-- begin --

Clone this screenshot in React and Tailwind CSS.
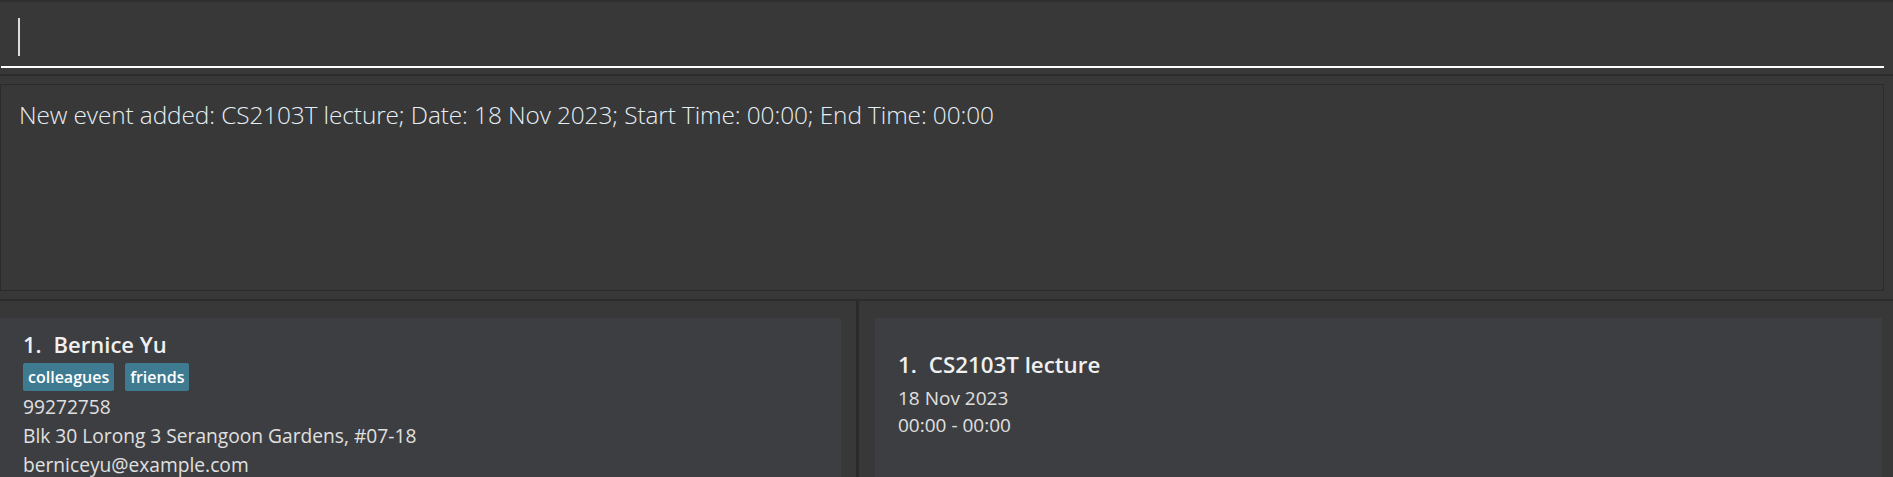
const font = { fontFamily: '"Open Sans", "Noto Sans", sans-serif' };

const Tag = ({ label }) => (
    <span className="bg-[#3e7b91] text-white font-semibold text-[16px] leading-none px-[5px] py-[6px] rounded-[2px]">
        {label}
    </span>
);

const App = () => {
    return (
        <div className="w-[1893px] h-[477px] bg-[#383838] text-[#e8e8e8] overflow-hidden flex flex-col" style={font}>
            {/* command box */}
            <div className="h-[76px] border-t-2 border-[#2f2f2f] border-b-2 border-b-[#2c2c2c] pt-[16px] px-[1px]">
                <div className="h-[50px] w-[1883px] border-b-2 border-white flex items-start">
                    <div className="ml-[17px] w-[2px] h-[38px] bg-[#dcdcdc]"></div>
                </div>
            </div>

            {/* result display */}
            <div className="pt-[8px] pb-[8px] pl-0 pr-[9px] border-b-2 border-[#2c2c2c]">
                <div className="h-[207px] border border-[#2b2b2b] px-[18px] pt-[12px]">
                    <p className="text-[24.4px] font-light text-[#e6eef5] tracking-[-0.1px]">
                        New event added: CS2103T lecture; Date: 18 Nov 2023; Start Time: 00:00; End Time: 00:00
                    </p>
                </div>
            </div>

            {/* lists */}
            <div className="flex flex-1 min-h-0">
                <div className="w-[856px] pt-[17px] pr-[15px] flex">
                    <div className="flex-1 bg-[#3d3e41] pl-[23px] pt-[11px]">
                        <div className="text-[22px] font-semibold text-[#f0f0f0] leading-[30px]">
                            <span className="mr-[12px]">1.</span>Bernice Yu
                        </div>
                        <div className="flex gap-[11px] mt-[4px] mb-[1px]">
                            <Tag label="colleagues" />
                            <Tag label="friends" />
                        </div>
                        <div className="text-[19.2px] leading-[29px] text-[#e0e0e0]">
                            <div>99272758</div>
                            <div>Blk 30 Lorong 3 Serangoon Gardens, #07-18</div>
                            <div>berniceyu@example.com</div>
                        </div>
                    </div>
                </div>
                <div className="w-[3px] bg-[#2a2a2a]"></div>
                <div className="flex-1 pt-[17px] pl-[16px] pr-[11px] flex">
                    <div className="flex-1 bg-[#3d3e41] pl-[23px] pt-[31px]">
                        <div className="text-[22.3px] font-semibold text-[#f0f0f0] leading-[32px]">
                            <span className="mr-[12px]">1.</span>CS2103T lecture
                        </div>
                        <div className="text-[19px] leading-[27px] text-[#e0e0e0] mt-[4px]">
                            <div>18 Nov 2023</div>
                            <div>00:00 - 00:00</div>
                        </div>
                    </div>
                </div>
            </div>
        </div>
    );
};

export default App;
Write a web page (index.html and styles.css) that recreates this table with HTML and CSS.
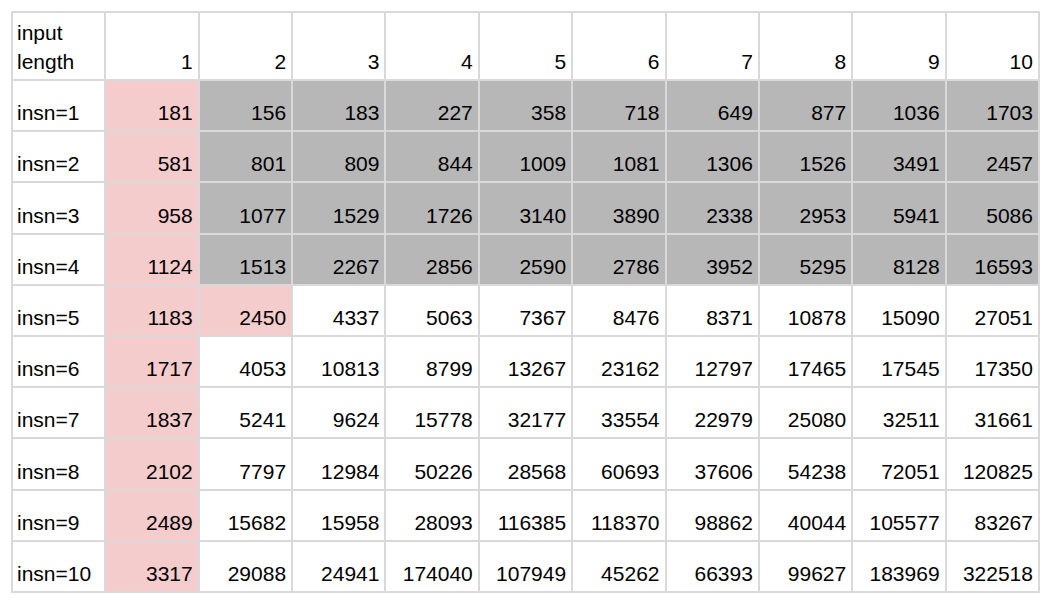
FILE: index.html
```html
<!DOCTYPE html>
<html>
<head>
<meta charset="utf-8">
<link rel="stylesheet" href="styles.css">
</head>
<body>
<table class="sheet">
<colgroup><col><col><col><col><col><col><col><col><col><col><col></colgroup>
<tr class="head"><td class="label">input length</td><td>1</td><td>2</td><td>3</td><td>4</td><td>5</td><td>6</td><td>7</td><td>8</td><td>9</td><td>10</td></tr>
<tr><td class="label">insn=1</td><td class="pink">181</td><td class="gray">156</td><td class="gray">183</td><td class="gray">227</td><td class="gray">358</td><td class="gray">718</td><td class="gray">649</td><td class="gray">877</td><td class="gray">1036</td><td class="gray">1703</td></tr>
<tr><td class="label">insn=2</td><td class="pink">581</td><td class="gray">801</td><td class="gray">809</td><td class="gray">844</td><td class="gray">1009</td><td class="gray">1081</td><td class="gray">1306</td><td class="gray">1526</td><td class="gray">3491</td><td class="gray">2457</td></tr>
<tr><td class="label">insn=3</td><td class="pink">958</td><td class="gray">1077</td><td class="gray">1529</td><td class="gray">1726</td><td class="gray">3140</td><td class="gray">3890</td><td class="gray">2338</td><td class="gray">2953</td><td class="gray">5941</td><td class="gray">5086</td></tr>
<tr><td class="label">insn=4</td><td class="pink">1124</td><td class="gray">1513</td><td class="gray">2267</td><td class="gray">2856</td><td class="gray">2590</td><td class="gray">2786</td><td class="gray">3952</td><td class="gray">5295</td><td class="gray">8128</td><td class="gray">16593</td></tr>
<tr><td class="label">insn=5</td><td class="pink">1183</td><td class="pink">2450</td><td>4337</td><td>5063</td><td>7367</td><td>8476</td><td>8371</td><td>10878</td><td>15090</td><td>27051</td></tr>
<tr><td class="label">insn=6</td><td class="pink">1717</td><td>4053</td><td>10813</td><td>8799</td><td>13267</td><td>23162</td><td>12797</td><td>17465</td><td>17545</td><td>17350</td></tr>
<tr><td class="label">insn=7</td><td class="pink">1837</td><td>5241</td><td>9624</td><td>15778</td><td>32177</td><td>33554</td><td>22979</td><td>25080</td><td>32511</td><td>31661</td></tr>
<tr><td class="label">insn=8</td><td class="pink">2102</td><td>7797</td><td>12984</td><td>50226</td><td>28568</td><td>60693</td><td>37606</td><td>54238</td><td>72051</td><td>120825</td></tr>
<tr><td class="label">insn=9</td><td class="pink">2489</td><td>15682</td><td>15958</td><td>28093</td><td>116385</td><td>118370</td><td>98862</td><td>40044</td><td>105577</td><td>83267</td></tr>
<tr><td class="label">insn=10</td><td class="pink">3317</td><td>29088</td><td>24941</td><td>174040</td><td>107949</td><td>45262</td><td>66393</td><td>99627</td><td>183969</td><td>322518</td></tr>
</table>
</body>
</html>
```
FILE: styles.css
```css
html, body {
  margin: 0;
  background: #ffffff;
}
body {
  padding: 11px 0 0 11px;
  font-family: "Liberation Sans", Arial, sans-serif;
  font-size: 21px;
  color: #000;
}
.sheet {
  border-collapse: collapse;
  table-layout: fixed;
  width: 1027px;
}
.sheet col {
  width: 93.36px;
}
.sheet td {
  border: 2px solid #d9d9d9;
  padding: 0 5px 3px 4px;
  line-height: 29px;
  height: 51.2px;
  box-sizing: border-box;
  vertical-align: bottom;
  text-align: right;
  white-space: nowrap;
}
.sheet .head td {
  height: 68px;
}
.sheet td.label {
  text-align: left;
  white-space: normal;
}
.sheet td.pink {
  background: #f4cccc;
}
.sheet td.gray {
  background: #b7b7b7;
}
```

-- end --

__Task requirements__
Repeat the material above word for word, please, apart from its images.

__Task output__
Clone this screenshot in React and Tailwind CSS.
const font = { fontFamily: '"Open Sans", "Noto Sans", sans-serif' };

const Tag = ({ label }) => (
    <span className="bg-[#3e7b91] text-white font-semibold text-[16px] leading-none px-[5px] py-[6px] rounded-[2px]">
        {label}
    </span>
);

const App = () => {
    return (
        <div className="w-[1893px] h-[477px] bg-[#383838] text-[#e8e8e8] overflow-hidden flex flex-col" style={font}>
            {/* command box */}
            <div className="h-[76px] border-t-2 border-[#2f2f2f] border-b-2 border-b-[#2c2c2c] pt-[16px] px-[1px]">
                <div className="h-[50px] w-[1883px] border-b-2 border-white flex items-start">
                    <div className="ml-[17px] w-[2px] h-[38px] bg-[#dcdcdc]"></div>
                </div>
            </div>

            {/* result display */}
            <div className="pt-[8px] pb-[8px] pl-0 pr-[9px] border-b-2 border-[#2c2c2c]">
                <div className="h-[207px] border border-[#2b2b2b] px-[18px] pt-[12px]">
                    <p className="text-[24.4px] font-light text-[#e6eef5] tracking-[-0.1px]">
                        New event added: CS2103T lecture; Date: 18 Nov 2023; Start Time: 00:00; End Time: 00:00
                    </p>
                </div>
            </div>

            {/* lists */}
            <div className="flex flex-1 min-h-0">
                <div className="w-[856px] pt-[17px] pr-[15px] flex">
                    <div className="flex-1 bg-[#3d3e41] pl-[23px] pt-[11px]">
                        <div className="text-[22px] font-semibold text-[#f0f0f0] leading-[30px]">
                            <span className="mr-[12px]">1.</span>Bernice Yu
                        </div>
                        <div className="flex gap-[11px] mt-[4px] mb-[1px]">
                            <Tag label="colleagues" />
                            <Tag label="friends" />
                        </div>
                        <div className="text-[19.2px] leading-[29px] text-[#e0e0e0]">
                            <div>99272758</div>
                            <div>Blk 30 Lorong 3 Serangoon Gardens, #07-18</div>
                            <div>berniceyu@example.com</div>
                        </div>
                    </div>
                </div>
                <div className="w-[3px] bg-[#2a2a2a]"></div>
                <div className="flex-1 pt-[17px] pl-[16px] pr-[11px] flex">
                    <div className="flex-1 bg-[#3d3e41] pl-[23px] pt-[31px]">
                        <div className="text-[22.3px] font-semibold text-[#f0f0f0] leading-[32px]">
                            <span className="mr-[12px]">1.</span>CS2103T lecture
                        </div>
                        <div className="text-[19px] leading-[27px] text-[#e0e0e0] mt-[4px]">
                            <div>18 Nov 2023</div>
                            <div>00:00 - 00:00</div>
                        </div>
                    </div>
                </div>
            </div>
        </div>
    );
};

export default App;
Write a web page (index.html and styles.css) that recreates this table with HTML and CSS.
FILE: index.html
```html
<!DOCTYPE html>
<html>
<head>
<meta charset="utf-8">
<link rel="stylesheet" href="styles.css">
</head>
<body>
<table class="sheet">
<colgroup><col><col><col><col><col><col><col><col><col><col><col></colgroup>
<tr class="head"><td class="label">input length</td><td>1</td><td>2</td><td>3</td><td>4</td><td>5</td><td>6</td><td>7</td><td>8</td><td>9</td><td>10</td></tr>
<tr><td class="label">insn=1</td><td class="pink">181</td><td class="gray">156</td><td class="gray">183</td><td class="gray">227</td><td class="gray">358</td><td class="gray">718</td><td class="gray">649</td><td class="gray">877</td><td class="gray">1036</td><td class="gray">1703</td></tr>
<tr><td class="label">insn=2</td><td class="pink">581</td><td class="gray">801</td><td class="gray">809</td><td class="gray">844</td><td class="gray">1009</td><td class="gray">1081</td><td class="gray">1306</td><td class="gray">1526</td><td class="gray">3491</td><td class="gray">2457</td></tr>
<tr><td class="label">insn=3</td><td class="pink">958</td><td class="gray">1077</td><td class="gray">1529</td><td class="gray">1726</td><td class="gray">3140</td><td class="gray">3890</td><td class="gray">2338</td><td class="gray">2953</td><td class="gray">5941</td><td class="gray">5086</td></tr>
<tr><td class="label">insn=4</td><td class="pink">1124</td><td class="gray">1513</td><td class="gray">2267</td><td class="gray">2856</td><td class="gray">2590</td><td class="gray">2786</td><td class="gray">3952</td><td class="gray">5295</td><td class="gray">8128</td><td class="gray">16593</td></tr>
<tr><td class="label">insn=5</td><td class="pink">1183</td><td class="pink">2450</td><td>4337</td><td>5063</td><td>7367</td><td>8476</td><td>8371</td><td>10878</td><td>15090</td><td>27051</td></tr>
<tr><td class="label">insn=6</td><td class="pink">1717</td><td>4053</td><td>10813</td><td>8799</td><td>13267</td><td>23162</td><td>12797</td><td>17465</td><td>17545</td><td>17350</td></tr>
<tr><td class="label">insn=7</td><td class="pink">1837</td><td>5241</td><td>9624</td><td>15778</td><td>32177</td><td>33554</td><td>22979</td><td>25080</td><td>32511</td><td>31661</td></tr>
<tr><td class="label">insn=8</td><td class="pink">2102</td><td>7797</td><td>12984</td><td>50226</td><td>28568</td><td>60693</td><td>37606</td><td>54238</td><td>72051</td><td>120825</td></tr>
<tr><td class="label">insn=9</td><td class="pink">2489</td><td>15682</td><td>15958</td><td>28093</td><td>116385</td><td>118370</td><td>98862</td><td>40044</td><td>105577</td><td>83267</td></tr>
<tr><td class="label">insn=10</td><td class="pink">3317</td><td>29088</td><td>24941</td><td>174040</td><td>107949</td><td>45262</td><td>66393</td><td>99627</td><td>183969</td><td>322518</td></tr>
</table>
</body>
</html>
```
FILE: styles.css
```css
html, body {
  margin: 0;
  background: #ffffff;
}
body {
  padding: 11px 0 0 11px;
  font-family: "Liberation Sans", Arial, sans-serif;
  font-size: 21px;
  color: #000;
}
.sheet {
  border-collapse: collapse;
  table-layout: fixed;
  width: 1027px;
}
.sheet col {
  width: 93.36px;
}
.sheet td {
  border: 2px solid #d9d9d9;
  padding: 0 5px 3px 4px;
  line-height: 29px;
  height: 51.2px;
  box-sizing: border-box;
  vertical-align: bottom;
  text-align: right;
  white-space: nowrap;
}
.sheet .head td {
  height: 68px;
}
.sheet td.label {
  text-align: left;
  white-space: normal;
}
.sheet td.pink {
  background: #f4cccc;
}
.sheet td.gray {
  background: #b7b7b7;
}
```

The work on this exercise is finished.